His argument is that letting a private issuer act as judge and executioner would create a dangerous precedent. That is fair enough, but it also exposes the trade-off at the heart of centralised stablecoins: users are told the controls are there for safety, then discover those controls may not activate on crypto timescales.
Allaire used the same appearance to argue for changes to the CLARITY Act, specifically safe-harbour provisions that would let issuers act preemptively in extreme cases. The key detail here is that Circle is not saying it wants unlimited discretion. It wants explicit legal authority.
That matters because it shows where the current framework breaks. Circle is compliant enough to market USDC as sanction-aware, but not empowered enough to move instantly when a hack is unfolding unless authorities are already engaged. For policymakers, that is a design gap. For traders and protocols, it is a reminder that blacklisting powers are real, but not frictionless. [6]
What this says about stablecoin hierarchy
The larger subtext is competitive. Stablecoins are not interchangeable when it comes to enforcement risk. Some are seen as cleaner and more institution-friendly, others as more permissive, and that difference shapes who uses them.

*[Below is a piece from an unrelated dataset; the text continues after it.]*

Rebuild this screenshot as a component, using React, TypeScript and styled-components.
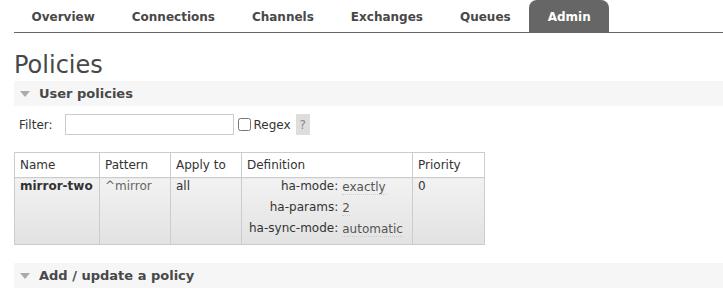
import styled, { createGlobalStyle } from "styled-components";

const GlobalStyle = createGlobalStyle`
  html, body {
    margin: 0;
    padding: 0;
    background: #fff;
  }
  body {
    font-family: Verdana, "DejaVu Sans", sans-serif;
    font-size: 12px;
    color: #484848;
  }
`;

const tabs = ["Overview", "Connections", "Channels", "Exchanges", "Queues", "Admin"];

type Policy = {
  name: string;
  pattern: string;
  applyTo: string;
  definition: [string, string][];
  priority: number;
};

const policies: Policy[] = [
  {
    name: "mirror-two",
    pattern: "^mirror",
    applyTo: "all",
    definition: [
      ["ha-mode", "exactly"],
      ["ha-params", "2"],
      ["ha-sync-mode", "automatic"],
    ],
    priority: 0,
  },
];

export default function App() {
  return (
    <Page>
      <GlobalStyle />
      <Nav>
        <TabList>
          {tabs.map((t) => (
            <Tab key={t} $active={t === "Admin"}>
              {t}
            </Tab>
          ))}
        </TabList>
      </Nav>
      <Title>Policies</Title>
      <Section>
        <SectionHead>
          <Arrow />
          User policies
        </SectionHead>
        <FilterRow>
          <label>Filter:</label>
          <FilterInput type="text" />
          <Check type="checkbox" />
          <span>Regex</span>
          <Help>?</Help>
        </FilterRow>
        <Table>
          <thead>
            <tr>
              <Th>Name</Th>
              <Th>Pattern</Th>
              <Th>Apply to</Th>
              <Th>Definition</Th>
              <Th>Priority</Th>
            </tr>
          </thead>
          <tbody>
            {policies.map((p) => (
              <tr key={p.name}>
                <Td>
                  <b>{p.name}</b>
                </Td>
                <Td>
                  <Muted>{p.pattern}</Muted>
                </Td>
                <Td>{p.applyTo}</Td>
                <Td>
                  <Facts>
                    <tbody>
                      {p.definition.map(([k, v]) => (
                        <tr key={k}>
                          <FactKey>{k}:</FactKey>
                          <FactVal>
                            <Dotted>{v}</Dotted>
                          </FactVal>
                        </tr>
                      ))}
                    </tbody>
                  </Facts>
                </Td>
                <Td>{p.priority}</Td>
              </tr>
            ))}
          </tbody>
        </Table>
      </Section>
      <Section>
        <SectionHead>
          <Arrow />
          Add / update a policy
        </SectionHead>
      </Section>
    </Page>
  );
}

const Page = styled.div`
  padding: 0 0 0 14px;
`;

const Nav = styled.div`
  height: 32px;
  border-bottom: 1px solid #666;
`;

const TabList = styled.div`
  display: flex;
  height: 100%;
  margin-left: -1px;
`;

const Tab = styled.div<{ $active?: boolean }>`
  display: flex;
  align-items: center;
  padding: 2px 18.5px 0;
  font-weight: bold;
  font-size: 12px;
  color: ${(p) => (p.$active ? "#fff" : "#484848")};
  background: ${(p) => (p.$active ? "#666" : "transparent")};
  border-radius: 8px 8px 0 0;
`;

const Title = styled.h1`
  margin: 17px 0 0;
  font-size: 24px;
  font-weight: normal;
  line-height: 31px;
  color: #484848;
`;

const Section = styled.div`
  margin-bottom: 18px;
`;

const SectionHead = styled.div`
  display: flex;
  align-items: center;
  height: 25px;
  background: #f6f6f6;
  font-weight: bold;
  font-size: 13px;
  color: #484848;
`;

const Arrow = styled.span`
  width: 0;
  height: 0;
  margin: 1px 9px 0 6px;
  border-left: 5px solid transparent;
  border-right: 5px solid transparent;
  border-top: 6px solid #aaa;
`;

const FilterRow = styled.div`
  display: flex;
  align-items: center;
  padding: 8px 0 0 5px;
  color: #333;
`;

const FilterInput = styled.input`
  width: 169px;
  height: 21px;
  box-sizing: border-box;
  margin: 0 4px 0 12px;
  border: 1px solid #ccc;
  padding: 0;
`;

const Check = styled.input`
  width: 13px;
  height: 13px;
  margin: 0 3px 0 0;
`;

const Help = styled.span`
  display: inline-flex;
  align-items: center;
  justify-content: center;
  width: 14px;
  height: 21px;
  margin-left: 5px;
  background: #ddd;
  color: #888;
`;

const Table = styled.table`
  margin-top: 17px;
  border-collapse: collapse;
  color: #333;
`;

const Th = styled.th`
  text-align: left;
  font-weight: normal;
  height: 24px;
  padding: 0 5px;
  border: 1px solid #ccc;
  background: #fff;
  &:nth-child(1) { width: 74px; }
  &:nth-child(2) { width: 60px; }
  &:nth-child(3) { width: 60px; }
  &:nth-child(4) { width: 160px; }
  &:nth-child(5) { width: 61px; }
`;

const Td = styled.td`
  vertical-align: top;
  padding: 1px 5px 2px;
  border: 1px solid #ccc;
  background: linear-gradient(#f2f2f2, #e2e2e2);
`;

const Muted = styled.span`
  color: #666;
`;

const Facts = styled.table`
  border-collapse: collapse;
  margin-left: 2px;
`;

const FactKey = styled.td`
  text-align: right;
  padding: 0 4px 0 0;
  height: 21px;
  vertical-align: top;
`;

const FactVal = styled.td`
  padding: 1px 0 0;
  vertical-align: top;
  color: #555;
`;

const Dotted = styled.span`
  border-bottom: 1px dotted #ccc;
`;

Allaire is effectively betting that compliance is a moat, not a handicap. If he is right, USDC stays attractive to banks, exchanges, and regulated payment firms even if it loses flow from users who want censorship resistance. If he is wrong, the market keeps rewarding stablecoins that are harder to police, especially in offshore and grey-market usage.
Why it matters
This story is less about whether Iran would literally choose USDC for a Hormuz toll plan, and more about what stablecoin issuers can credibly promise. Circle wants the market to believe two things at once: sanctioned actors avoid USDC because freezes are credible, and Circle cannot freeze at will without legal process.
Those positions are not contradictory, but they do create tension. The bullish case for USDC is that regulated money wins more real-world adoption. The invalidation is straightforward: if high-profile hacks keep showing that controls arrive too late, or if sanctioned flows turn up in size anyway, the compliance premium starts to look thinner than advertised.